** begin Stored data **

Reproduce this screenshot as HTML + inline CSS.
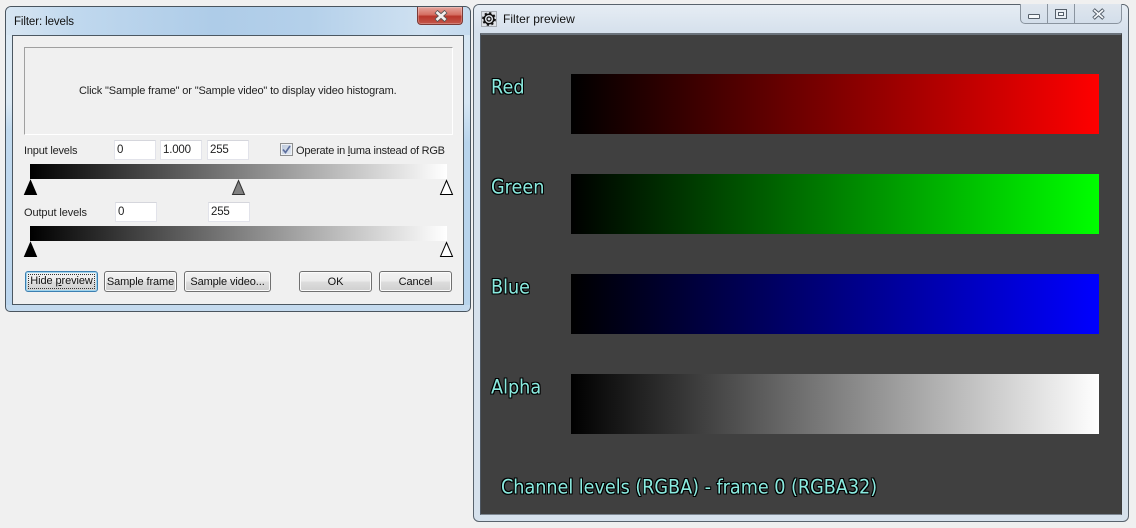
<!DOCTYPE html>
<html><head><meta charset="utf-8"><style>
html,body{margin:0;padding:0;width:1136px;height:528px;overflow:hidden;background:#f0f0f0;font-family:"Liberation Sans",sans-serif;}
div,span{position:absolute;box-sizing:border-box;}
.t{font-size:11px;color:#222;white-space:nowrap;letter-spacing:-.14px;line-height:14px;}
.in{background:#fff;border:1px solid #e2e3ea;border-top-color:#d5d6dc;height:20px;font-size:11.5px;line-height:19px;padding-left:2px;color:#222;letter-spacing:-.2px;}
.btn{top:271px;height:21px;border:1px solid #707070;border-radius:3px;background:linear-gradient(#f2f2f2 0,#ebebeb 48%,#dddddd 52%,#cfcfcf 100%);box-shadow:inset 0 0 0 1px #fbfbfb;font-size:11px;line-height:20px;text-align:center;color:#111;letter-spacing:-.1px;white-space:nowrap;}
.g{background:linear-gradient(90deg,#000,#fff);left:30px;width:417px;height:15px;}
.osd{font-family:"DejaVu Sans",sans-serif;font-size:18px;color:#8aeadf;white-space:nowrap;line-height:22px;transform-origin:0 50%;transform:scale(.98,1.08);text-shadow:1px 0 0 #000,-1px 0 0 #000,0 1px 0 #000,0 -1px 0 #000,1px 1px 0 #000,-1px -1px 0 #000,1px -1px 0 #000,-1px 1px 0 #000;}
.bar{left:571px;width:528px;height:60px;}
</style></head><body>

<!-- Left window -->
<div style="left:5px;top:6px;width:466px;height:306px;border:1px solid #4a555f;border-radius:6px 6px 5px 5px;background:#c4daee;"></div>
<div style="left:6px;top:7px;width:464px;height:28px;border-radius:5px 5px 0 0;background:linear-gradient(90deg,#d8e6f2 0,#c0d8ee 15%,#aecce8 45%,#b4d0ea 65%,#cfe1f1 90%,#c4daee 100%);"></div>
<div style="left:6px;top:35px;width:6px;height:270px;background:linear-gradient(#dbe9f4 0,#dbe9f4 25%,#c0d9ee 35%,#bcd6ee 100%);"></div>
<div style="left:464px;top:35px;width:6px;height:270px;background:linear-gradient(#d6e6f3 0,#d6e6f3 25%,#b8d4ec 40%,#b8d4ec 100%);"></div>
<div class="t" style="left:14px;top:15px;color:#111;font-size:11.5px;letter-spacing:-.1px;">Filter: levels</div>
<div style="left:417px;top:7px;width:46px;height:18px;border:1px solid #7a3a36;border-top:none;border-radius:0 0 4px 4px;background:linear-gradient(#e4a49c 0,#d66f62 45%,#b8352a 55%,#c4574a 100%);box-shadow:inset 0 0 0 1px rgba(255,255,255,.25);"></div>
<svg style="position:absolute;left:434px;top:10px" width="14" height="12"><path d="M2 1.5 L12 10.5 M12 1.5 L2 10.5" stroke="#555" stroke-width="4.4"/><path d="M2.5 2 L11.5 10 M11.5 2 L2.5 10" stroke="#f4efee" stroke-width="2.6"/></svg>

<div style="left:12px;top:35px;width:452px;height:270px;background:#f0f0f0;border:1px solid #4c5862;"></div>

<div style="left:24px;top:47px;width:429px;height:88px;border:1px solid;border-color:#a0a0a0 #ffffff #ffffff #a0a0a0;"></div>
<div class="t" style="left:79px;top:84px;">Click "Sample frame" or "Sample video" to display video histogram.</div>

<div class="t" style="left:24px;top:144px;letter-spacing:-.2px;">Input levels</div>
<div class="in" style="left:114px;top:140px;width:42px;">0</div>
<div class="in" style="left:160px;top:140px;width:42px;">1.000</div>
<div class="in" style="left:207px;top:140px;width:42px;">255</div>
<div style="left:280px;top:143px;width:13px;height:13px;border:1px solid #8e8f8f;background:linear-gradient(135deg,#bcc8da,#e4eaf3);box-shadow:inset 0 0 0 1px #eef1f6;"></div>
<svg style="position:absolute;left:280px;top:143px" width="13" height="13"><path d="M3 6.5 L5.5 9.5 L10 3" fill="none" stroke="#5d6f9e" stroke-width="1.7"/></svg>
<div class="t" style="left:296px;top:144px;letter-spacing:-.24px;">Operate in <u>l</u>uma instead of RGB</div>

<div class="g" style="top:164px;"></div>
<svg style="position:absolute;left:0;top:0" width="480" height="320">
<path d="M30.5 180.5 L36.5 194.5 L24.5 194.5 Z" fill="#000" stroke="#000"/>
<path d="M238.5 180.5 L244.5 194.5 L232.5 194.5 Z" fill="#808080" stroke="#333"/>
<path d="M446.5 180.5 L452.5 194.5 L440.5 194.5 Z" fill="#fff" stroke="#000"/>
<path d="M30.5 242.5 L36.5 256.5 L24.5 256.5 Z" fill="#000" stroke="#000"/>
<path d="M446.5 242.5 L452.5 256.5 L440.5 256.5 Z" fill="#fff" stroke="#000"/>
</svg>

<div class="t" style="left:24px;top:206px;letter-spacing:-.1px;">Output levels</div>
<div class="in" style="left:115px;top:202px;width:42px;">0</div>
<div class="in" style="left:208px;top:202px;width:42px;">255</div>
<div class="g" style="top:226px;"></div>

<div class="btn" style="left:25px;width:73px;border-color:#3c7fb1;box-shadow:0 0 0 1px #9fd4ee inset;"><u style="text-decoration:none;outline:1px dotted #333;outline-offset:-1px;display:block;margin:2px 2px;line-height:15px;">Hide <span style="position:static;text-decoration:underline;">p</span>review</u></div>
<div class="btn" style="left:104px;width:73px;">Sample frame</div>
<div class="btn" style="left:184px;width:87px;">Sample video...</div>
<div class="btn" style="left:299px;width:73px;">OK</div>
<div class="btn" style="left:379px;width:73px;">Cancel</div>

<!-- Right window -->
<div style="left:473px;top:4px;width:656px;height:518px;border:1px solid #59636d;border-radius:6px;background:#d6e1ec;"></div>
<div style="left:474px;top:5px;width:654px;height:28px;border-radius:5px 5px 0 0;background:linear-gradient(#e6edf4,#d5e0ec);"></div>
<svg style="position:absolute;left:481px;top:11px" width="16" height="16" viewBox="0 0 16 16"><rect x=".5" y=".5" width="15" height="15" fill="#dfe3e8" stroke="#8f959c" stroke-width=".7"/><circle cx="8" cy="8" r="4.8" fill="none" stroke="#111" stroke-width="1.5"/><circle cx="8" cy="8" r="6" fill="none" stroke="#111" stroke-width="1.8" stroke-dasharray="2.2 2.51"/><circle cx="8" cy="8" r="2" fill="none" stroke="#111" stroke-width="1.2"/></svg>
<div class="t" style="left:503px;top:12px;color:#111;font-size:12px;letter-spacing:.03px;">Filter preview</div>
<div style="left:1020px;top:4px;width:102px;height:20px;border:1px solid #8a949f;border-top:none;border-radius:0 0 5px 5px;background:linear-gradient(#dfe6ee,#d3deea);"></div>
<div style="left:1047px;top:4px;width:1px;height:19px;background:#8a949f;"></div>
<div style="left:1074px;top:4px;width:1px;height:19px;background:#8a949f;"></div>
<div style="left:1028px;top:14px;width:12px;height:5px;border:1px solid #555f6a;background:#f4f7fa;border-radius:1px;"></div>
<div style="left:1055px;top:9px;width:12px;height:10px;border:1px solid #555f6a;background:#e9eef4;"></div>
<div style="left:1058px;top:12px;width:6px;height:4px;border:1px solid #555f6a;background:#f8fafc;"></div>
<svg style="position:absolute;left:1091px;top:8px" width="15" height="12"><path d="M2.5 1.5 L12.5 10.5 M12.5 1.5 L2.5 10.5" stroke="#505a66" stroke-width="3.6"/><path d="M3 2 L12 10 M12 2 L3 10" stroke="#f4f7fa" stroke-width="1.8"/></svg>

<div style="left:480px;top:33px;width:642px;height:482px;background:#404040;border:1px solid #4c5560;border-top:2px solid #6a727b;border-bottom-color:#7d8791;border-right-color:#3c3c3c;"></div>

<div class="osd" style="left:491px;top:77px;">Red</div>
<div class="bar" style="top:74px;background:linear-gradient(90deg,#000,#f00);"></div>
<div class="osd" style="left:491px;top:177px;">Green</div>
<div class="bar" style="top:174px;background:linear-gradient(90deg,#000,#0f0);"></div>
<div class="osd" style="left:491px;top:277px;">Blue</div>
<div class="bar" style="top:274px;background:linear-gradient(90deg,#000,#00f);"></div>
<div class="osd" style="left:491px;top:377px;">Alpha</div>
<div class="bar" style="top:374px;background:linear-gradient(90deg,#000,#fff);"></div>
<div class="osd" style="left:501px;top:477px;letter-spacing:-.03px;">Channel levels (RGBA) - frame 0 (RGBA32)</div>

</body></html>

** end Stored data **

§ Challenge:
Give again, word for word, every line from the top of the data above to the line holding "</style></head><body>", inclusive, with the pictures left out.

§ Task answer:
Reproduce this screenshot as HTML + inline CSS.
<!DOCTYPE html>
<html><head><meta charset="utf-8"><style>
html,body{margin:0;padding:0;width:1136px;height:528px;overflow:hidden;background:#f0f0f0;font-family:"Liberation Sans",sans-serif;}
div,span{position:absolute;box-sizing:border-box;}
.t{font-size:11px;color:#222;white-space:nowrap;letter-spacing:-.14px;line-height:14px;}
.in{background:#fff;border:1px solid #e2e3ea;border-top-color:#d5d6dc;height:20px;font-size:11.5px;line-height:19px;padding-left:2px;color:#222;letter-spacing:-.2px;}
.btn{top:271px;height:21px;border:1px solid #707070;border-radius:3px;background:linear-gradient(#f2f2f2 0,#ebebeb 48%,#dddddd 52%,#cfcfcf 100%);box-shadow:inset 0 0 0 1px #fbfbfb;font-size:11px;line-height:20px;text-align:center;color:#111;letter-spacing:-.1px;white-space:nowrap;}
.g{background:linear-gradient(90deg,#000,#fff);left:30px;width:417px;height:15px;}
.osd{font-family:"DejaVu Sans",sans-serif;font-size:18px;color:#8aeadf;white-space:nowrap;line-height:22px;transform-origin:0 50%;transform:scale(.98,1.08);text-shadow:1px 0 0 #000,-1px 0 0 #000,0 1px 0 #000,0 -1px 0 #000,1px 1px 0 #000,-1px -1px 0 #000,1px -1px 0 #000,-1px 1px 0 #000;}
.bar{left:571px;width:528px;height:60px;}
</style></head><body>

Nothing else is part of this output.